Even the defenders of the refugees are marginalized. At the 1994 Oxford Conference on Palestinians in Lebanon, Palestinian presenters on camp conditions were crammed into a single panel with less time to speak than international and Lebanese speakers. However, despite past and continued marginalization of refugee voices under the weight of the scholarly work about them, self-representation is finally emerging in film, plays, poetry and essays. Refugee voices are emerging and expressing their viewpoints unhindered, like that of the study of refugee attitudes to the peace process released by the Campaign for Refugee Rights to Return.

Hopefully, it won’t take another fifty years to see the emergence of a determined Palestinian identity free of politically nationalist trappings, even in the face of increasing repression from host countries as well as further Israeli aggression. Already the victims of ethnic cleansing, refugees will likely be targets for further land dispossession and expulsion. Their only defense that won’t lead down the dead end road of nationalism is a revolutionary movement on par with the early resistance movement of the camps, firmly grounded in anti-authoritarian principles. The potential lies in their identification with their villages of origin as opposed to a modern nation state.

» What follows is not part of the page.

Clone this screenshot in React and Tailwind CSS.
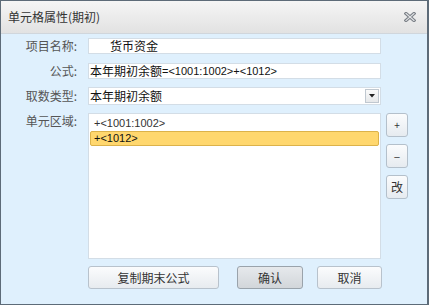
import React from "react";

const font = { fontFamily: '"Noto Sans CJK SC", "Noto Sans", sans-serif' };

function Asc({ children }) {
  return (
    <span className="text-[11px]" style={{ fontFamily: '"Liberation Sans", Arial, sans-serif' }}>
      {children}
    </span>
  );
}

function SideBtn({ children }) {
  return (
    <div className="w-[22px] h-[24px] flex items-center justify-center rounded-[3px] border border-[#b4c0cb] bg-gradient-to-b from-[#fbfcfd] to-[#e6ebf0] text-[12px] text-[#333] leading-none">
      {children}
    </div>
  );
}

export default function App() {
  return (
    <div
      className="w-[429px] h-[305px] flex flex-col border-l border-t border-r-2 border-b border-[#5d6b78] bg-[#dff0fd] overflow-hidden"
      style={font}
    >
      <div className="h-[33px] shrink-0 flex items-center justify-between pl-[7px] pr-[11px] bg-gradient-to-b from-[#f5f5f5] to-[#e2e2e2] border-b border-[#d0d6dc]">
        <span className="text-[12px] text-[#333]">单元格属性(期初)</span>
        <svg width="12" height="10" viewBox="0 0 12 10">
          <path d="M2 1.5 L10 8.5 M10 1.5 L2 8.5" stroke="#7a7f86" strokeWidth="3.2" strokeLinecap="square" />
          <path d="M2 1.5 L10 8.5 M10 1.5 L2 8.5" stroke="#e4e6e8" strokeWidth="1.1" strokeLinecap="square" />
        </svg>
      </div>
      <div className="flex flex-col pt-[4px] text-[12px]">
        <div className="flex items-center h-[16px]">
          <div className="w-[76px] text-right text-[#555]">项目名称:</div>
          <div className="ml-[11px] w-[293px] h-[16px] bg-white border border-[#d3dde6] flex items-center pl-[21px] text-[#111] leading-none">
            货币资金
          </div>
        </div>
        <div className="flex items-center h-[16px] mt-[9px]">
          <div className="w-[76px] text-right text-[#555]">公式:</div>
          <div className="ml-[11px] w-[293px] h-[16px] bg-white border border-[#d3dde6] flex items-center pl-[1px] text-[#111] leading-none whitespace-nowrap">
            本年期初余额<Asc>=&lt;1001:1002&gt;+&lt;1012&gt;</Asc>
          </div>
        </div>
        <div className="flex items-center h-[18px] mt-[8px]">
          <div className="w-[76px] text-right text-[#555]">取数类型:</div>
          <div className="ml-[11px] w-[293px] h-[18px] bg-white border border-[#d3dde6] flex items-center justify-between pl-[1px] pr-[1px] text-[#111] leading-none">
            <span>本年期初余额</span>
            <div className="w-[14px] h-[14px] border border-[#c0c8d0] bg-gradient-to-b from-[#fafafa] to-[#e6e8ea] flex items-center justify-center">
              <svg width="6" height="4" viewBox="0 0 6 4">
                <path d="M0 0 L6 0 L3 3.5 Z" fill="#222" />
              </svg>
            </div>
          </div>
        </div>
        <div className="flex items-start mt-[8px]">
          <div className="w-[76px] text-right text-[#555] leading-none pt-[2px]">单元区域:</div>
          <div className="ml-[11px] w-[293px] h-[146px] bg-white border border-[#d3dde6] p-[1px] flex flex-col">
            <div className="h-[16px] flex items-center pl-[4px] text-[#333] leading-none">
              <Asc>+&lt;1001:1002&gt;</Asc>
            </div>
            <div className="h-[15px] flex items-center pl-[3px] text-[#111] leading-none bg-[#ffd76e] border border-[#dcb24a] rounded-[2px]">
              <Asc>+&lt;1012&gt;</Asc>
            </div>
          </div>
          <div className="ml-[5px] flex flex-col gap-[7px]">
            <SideBtn>
              <span className="text-[10px]">+</span>
            </SideBtn>
            <SideBtn>–</SideBtn>
            <SideBtn>改</SideBtn>
          </div>
        </div>
        <div className="flex mt-[7px] ml-[87px]">
          <div className="w-[131px] h-[23px] flex items-center justify-center rounded-[3px] border border-[#b8c2cc] bg-gradient-to-b from-[#fbfcfd] to-[#e7ebef] text-[#333]">
            复制期末公式
          </div>
          <div className="ml-[18px] w-[66px] h-[23px] flex items-center justify-center rounded-[3px] border border-[#9aa3ab] bg-gradient-to-b from-[#e6e9ec] to-[#d2d6da] text-[#333]">
            确认
          </div>
          <div className="ml-[14px] w-[65px] h-[23px] flex items-center justify-center rounded-[3px] border border-[#b8c2cc] bg-gradient-to-b from-[#fbfcfd] to-[#e7ebef] text-[#333]">
            取消
          </div>
        </div>
      </div>
    </div>
  );
}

But that could easily change, given the history of other movements, such as Zionism, which faced similar conditions and wound up operating on authoritarian models mirroring their oppressors. If so, the Palestinians will continue to suffer the degradations of the state and capital, a common thread to which all nations are bound. Whatever the future, the fact remains that the refugee existence is the product of racism and colonialism, and further evidence of the failure of nationalism and the nation state.